Disney has taken the step of preventing nearly 15 million Charter’s Spectrum service subscribers, the second-largest cable TV provider in the US, from accessing its channels. This blackout has resulted in viewers in significant markets like New York and Los Angeles being unable to tune in to Disney-owned channels such as ABC, ESPN, FX, Freeform, National Geographic, and several others.
These types of disputes, known as carriage disputes, occur fairly regularly when companies like Disney renegotiate contracts with service providers like Charter. In this case, Disney is pushing for higher fees, while Charter is resisting these demands, prompting Disney to withdraw its programming as a negotiation tactic.
Charter argues that Disney is requesting an “excessive increase” in fees and attempting to make customers pay for channels they might not be interested in. Disney hasn’t completely refuted this claim and has stated to multiple sources that it is pursuing “rates and terms determined by market dynamics.”

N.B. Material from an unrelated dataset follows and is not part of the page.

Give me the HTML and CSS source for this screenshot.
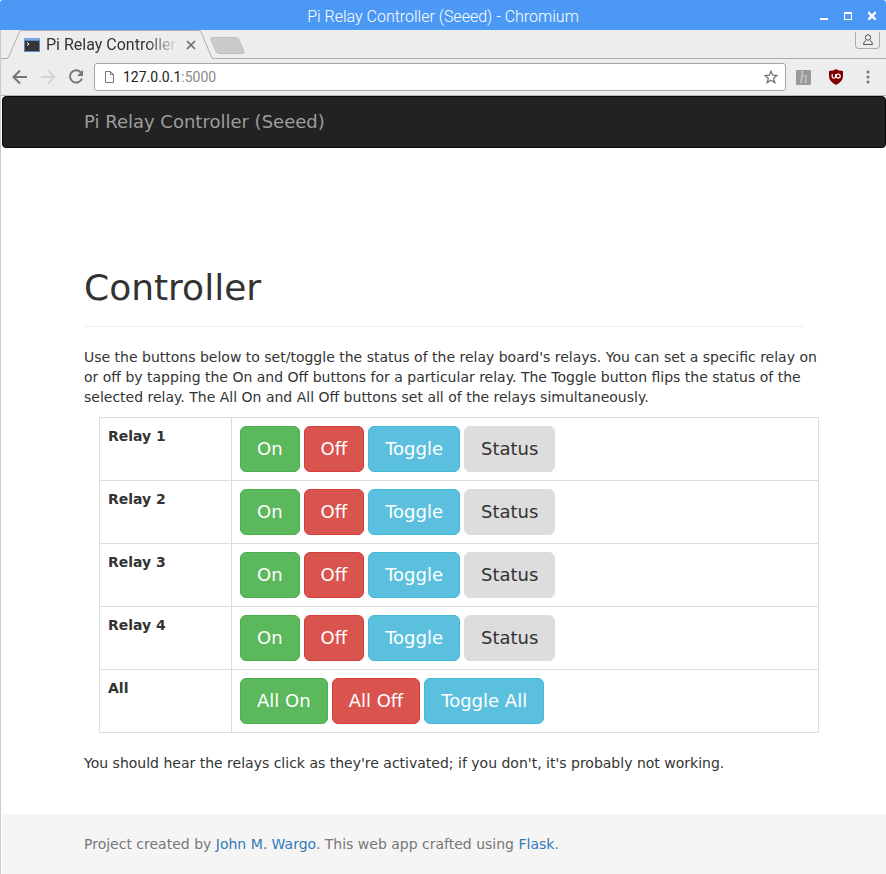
FILE: index.html
```html
<!DOCTYPE html>
<html lang="en">
<head>
<meta charset="utf-8">
<title>Pi Relay Controller (Seeed)</title>
<link rel="stylesheet" href="styles.css">
</head>
<body>
<div class="window">
  <header class="titlebar">
    <span class="title">Pi Relay Controller (Seeed) - Chromium</span>
    <div class="window-controls">
      <button type="button" aria-label="Minimize"><svg width="8" height="10" viewBox="0 0 8 10"><path d="M0 8h8v2H0z" fill="#fff"/></svg></button>
      <button type="button" aria-label="Maximize"><svg width="8" height="10" viewBox="0 0 8 10"><path d="M0 2h8v8H0zM1 4v5h6V4z" fill="#fff" fill-rule="evenodd"/></svg></button>
      <button type="button" aria-label="Close"><svg width="8" height="10" viewBox="0 0 8 10"><path d="M1 3l6 6M7 3L1 9" stroke="#fff" stroke-width="2.4" stroke-linecap="square"/></svg></button>
    </div>
  </header>

  <div class="frame">
    <div class="tabstrip">
      <div class="tab">
        <svg class="tab-shape" width="206" height="29" viewBox="0 0 206 29"><path d="M0 28.5L1 27 14 1.5H193L206 28.5V29H0z" fill="#ededed"/><path d="M0 28.500Q1 28.500 1.500 27L12.500 2Q13 .5 14.500 .5H192Q193.500 .5 194 2L204.500 27Q205 28.500 206 28.500" fill="none" stroke="#adadad"/></svg>
        <div class="tab-content">
          <svg width="16" height="16" viewBox="0 0 16 16"><path d="M0 1h16v14H0z" fill="#5d86c4"/><path d="M0 1h16v2H0z" fill="#7ba5e2"/><path d="M1 4h14v10H1z" fill="#343434"/><path d="M3 5.500l2 1.500-2 1.500" stroke="#fff" fill="none"/></svg>
          <span class="tab-title">Pi Relay Controller</span>
          <button type="button" aria-label="Close tab"><svg width="10" height="10" viewBox="0 0 10 10"><path d="M1 1l8 8M9 1L1 9" stroke="#6b6e6b" stroke-width="1.700"/></svg></button>
        </div>
      </div>
      <button type="button" class="new-tab" aria-label="New tab"><svg width="36" height="18" viewBox="0 0 36 18"><path d="M2 .5H26Q28 .5 29 2.500L34 15Q34.500 16.500 33 16.500H9Q7 16.500 6 14.500L1 2.500Q.5 .5 2 .5z" fill="#cacaca" stroke="#bdbdbd"/></svg></button>
      <button type="button" class="profile" aria-label="Profile"><svg width="12" height="12" viewBox="0 0 12 12" fill="none" stroke="#555"><circle cx="6" cy="3.500" r="2.700"/><path d="M4 6.500Q1.500 7.500 1.500 10.500H10.500Q10.500 7.500 8 6.500"/></svg></button>
    </div>

    <div class="toolbar">
      <button type="button" aria-label="Back"><svg width="16" height="16" viewBox="0 0 16 16"><path d="M15 8H2M8 1.500L1.500 8 8 14.500" fill="none" stroke="#747774" stroke-width="2"/></svg></button>
      <button type="button" aria-label="Forward" disabled><svg width="16" height="16" viewBox="0 0 16 16"><path d="M1 8H14M8 1.500L14.500 8 8 14.500" fill="none" stroke="#d2d3d2" stroke-width="2"/></svg></button>
      <button type="button" aria-label="Reload"><svg width="16" height="16" viewBox="0 0 16 16"><path d="M13 3.500A6.200 6.200 0 1 0 14 9.500" fill="none" stroke="#747774" stroke-width="2"/><path d="M15 1v6H9z" fill="#747774"/></svg></button>
      <div class="omnibox">
        <svg width="10" height="12" viewBox="0 0 10 12"><path d="M.5 .5H5.500L8.500 3.500V11.500H.5zM5.500 .5V3.500H8.500" fill="none" stroke="#777"/></svg>
        <div class="address" contenteditable="true" role="textbox" aria-label="Address">127.0.0.1<span class="port">:5000</span></div>
        <button type="button" aria-label="Bookmark"><svg width="14" height="14" viewBox="0 0 14 14"><path d="M7 1.200L8.700 5.200 13 5.500 9.700 8.300 10.800 12.600 7 10.300 3.200 12.600 4.300 8.300 1 5.500 5.300 5.200z" fill="none" stroke="#707370" stroke-width="1.300"/></svg></button>
      </div>
      <div class="extensions">
        <button type="button" class="ext-h" aria-label="Extension">h</button>
        <button type="button" aria-label="uBlock Origin"><svg width="14" height="16" viewBox="0 0 14 16"><path d="M7 0Q9.500 1.800 14 2V7Q14 12.500 7 16 0 12.500 0 7V2Q4.500 1.800 7 0z" fill="#800000"/><path d="M3.200 5V7.700Q3.200 9.200 4.800 9.200T6.600 7.700V5" fill="none" stroke="#fff" stroke-width="1.200"/><circle cx="9.200" cy="7.100" r="2" fill="none" stroke="#fff" stroke-width="1.200"/></svg></button>
        <button type="button" class="menu" aria-label="Menu"><svg width="4" height="14" viewBox="0 0 4 14" fill="#747774"><circle cx="2" cy="2" r="1.500"/><circle cx="2" cy="7" r="1.500"/><circle cx="2" cy="12" r="1.500"/></svg></button>
      </div>
    </div>

    <div class="page">
      <nav class="navbar"><div class="container"><a href="#" class="brand">Pi Relay Controller (Seeed)</a></div></nav>
      <main class="container content">
        <h1>Controller</h1>
        <p class="intro">Use the buttons below to set/toggle the status of the relay board's relays. You can set a specific relay on<br>or off by tapping the On and Off buttons for a particular relay. The Toggle button flips the status of the<br>selected relay. The All On and All Off buttons set all of the relays simultaneously.</p>
        <table>
          <tbody>
            <tr><th scope="row">Relay 1</th><td><div class="buttons"><button type="button" class="btn on">On</button><button type="button" class="btn off">Off</button><button type="button" class="btn toggle">Toggle</button><button type="button" class="btn status">Status</button></div></td></tr>
            <tr><th scope="row">Relay 2</th><td><div class="buttons"><button type="button" class="btn on">On</button><button type="button" class="btn off">Off</button><button type="button" class="btn toggle">Toggle</button><button type="button" class="btn status">Status</button></div></td></tr>
            <tr><th scope="row">Relay 3</th><td><div class="buttons"><button type="button" class="btn on">On</button><button type="button" class="btn off">Off</button><button type="button" class="btn toggle">Toggle</button><button type="button" class="btn status">Status</button></div></td></tr>
            <tr><th scope="row">Relay 4</th><td><div class="buttons"><button type="button" class="btn on">On</button><button type="button" class="btn off">Off</button><button type="button" class="btn toggle">Toggle</button><button type="button" class="btn status">Status</button></div></td></tr>
            <tr><th scope="row">All</th><td><div class="buttons"><button type="button" class="btn on">All On</button><button type="button" class="btn off">All Off</button><button type="button" class="btn toggle">Toggle All</button></div></td></tr>
          </tbody>
        </table>
        <p>You should hear the relays click as they're activated; if you don't, it's probably not working.</p>
      </main>
      <footer class="footer"><div class="container"><p>Project created by <a href="#">John M. Wargo</a>. This web app crafted using <a href="#">Flask</a>.</p></div></footer>
    </div>
  </div>
</div>
</body>
</html>
```
FILE: styles.css
```css
* { box-sizing: border-box; }
body { margin: 0; background: #fff; }
button { margin: 0; padding: 0; border: 0; background: none; font: inherit; color: inherit; }
svg { display: block; }

.window { min-height: 100vh; display: flex; flex-direction: column; font-family: Roboto, sans-serif; }

.titlebar {
  display: grid;
  grid-template-columns: 1fr auto 1fr;
  align-items: center;
  height: 30px;
  padding: 0 10px;
  background: #4c98f5;
  color: #fff;
  border-radius: 3px 3px 0 0;
}
.title { grid-column: 2; font-size: 16px; font-weight: 300; line-height: 20px; padding-top: 4px; }
.window-controls { display: flex; justify-content: flex-end; gap: 16px; }

.frame {
  flex: 1;
  display: flex;
  flex-direction: column;
  border-left: 1px solid #ccc;
  background: #ededed;
}

.tabstrip {
  display: flex;
  align-items: flex-start;
  height: 29px;
  padding: 0 6px;
  box-shadow: inset 0 -1px #adadad;
}
.tab { display: grid; }
.tab-shape, .tab-content { grid-area: 1 / 1; }
.tab-content { display: flex; align-items: center; padding: 0 17px; }
.tab-title {
  width: 132px;
  margin: 0 8px 0 6px;
  white-space: nowrap;
  font-size: 16px;
  line-height: 20px;
  color: #333;
  mask-image: linear-gradient(to right, #000 100px, transparent);
}
.new-tab { margin: 7px 0 0 -3px; }
.profile {
  display: grid;
  place-items: center;
  width: 25px;
  height: 17px;
  margin: 2px 0 0 auto;
  border: 1px solid #adadad;
  border-top: 0;
  border-radius: 0 0 4px 4px;
}

.toolbar {
  display: flex;
  align-items: center;
  gap: 12px;
  height: 37px;
  padding: 0 11px;
  border-bottom: 1px solid #b4b4b4;
}
.omnibox {
  flex: 1;
  display: flex;
  align-items: center;
  gap: 8px;
  height: 28px;
  padding: 0 7px 0 10px;
  border: 1px solid #a5a5a5;
  border-radius: 3px;
  background: #fff;
}
.omnibox, .toolbar .extensions { margin-left: -2px; }
.address { flex: 1; font-size: 14px; line-height: 18px; color: #222; outline: 0; }
.port { color: #8a8a8a; }
.extensions { display: flex; align-items: center; gap: 18px; }
.ext-h {
  width: 15px;
  height: 15px;
  border-radius: 1px;
  background: #999;
  color: #ccc;
  font: italic 16px/15px "Liberation Serif", serif;
}
.menu { display: grid; place-items: center; width: 14px; }

.page {
  flex: 1;
  display: flex;
  flex-direction: column;
  padding-left: 1px;
  background: #fff;
  color: #333;
  font: 14px/20px "DejaVu Sans", sans-serif;
}
.container { width: 100%; max-width: 750px; margin: 0 auto; padding: 0 15px; }
.navbar { border: 1px solid #080808; border-radius: 4px; background: #222; }
.brand { display: block; padding: 15px 0; font-size: 18px; color: #9d9d9d; text-decoration: none; }
.content { flex: 1; padding-top: 120px; }
h1 {
  margin: 0 0 20px;
  padding-bottom: 18px;
  border-bottom: 1px solid #eee;
  font-size: 36px;
  font-weight: 500;
  line-height: 40px;
}
p { margin: 0 0 10px; }
.intro { margin-right: -48px; }
table { width: 100%; margin: 0 0 20px 15px; border-collapse: collapse; }
th, td { padding: 8px; border: 1px solid #ddd; vertical-align: top; }
th { width: 132px; text-align: left; font-weight: 700; }
.buttons { display: flex; flex-wrap: wrap; gap: 4px; }
.btn {
  padding: 10px 16px;
  border: 1px solid #ddd;
  border-radius: 6px;
  color: #fff;
  font-size: 18px;
  line-height: 24px;
}
.on { background: #5cb85c; border-color: #4cae4c; }
.off { background: #d9534f; border-color: #d43f3a; }
.toggle { background: #5bc0de; border-color: #46b8da; }
.status { background: #ddd; color: #333; }
.footer { padding: 20px 0; background: #f5f5f5; color: #777; }
.footer p { margin: 0; }
.footer a { color: #337ab7; text-decoration: none; }
```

Channel bundling is a widely used strategy. Many individuals desire ESPN, while not everyone has an interest in National Geographic. Mandating their joint sale can assist Disney in promoting its extensive range of programming.
However, what’s more significant in this context is that Disney has experienced a decrease in its stock price and a decline in TV profits. Engaging in renegotiations with the second-largest cable TV provider presents a significant opportunity to boost revenue. Therefore, it’s not surprising that Disney is taking a firm stance to secure higher rates.
The fact that it has reached this point shouldn’t come as a shock. In 2021, Disney terminated its agreement with YouTube TV after failing to reach a timely deal, and in 2022, it did the same with Dish and Sling TV for similar reasons. The blackout on Dish lasted only two days last year, and the YouTube TV dispute was resolved after just one day.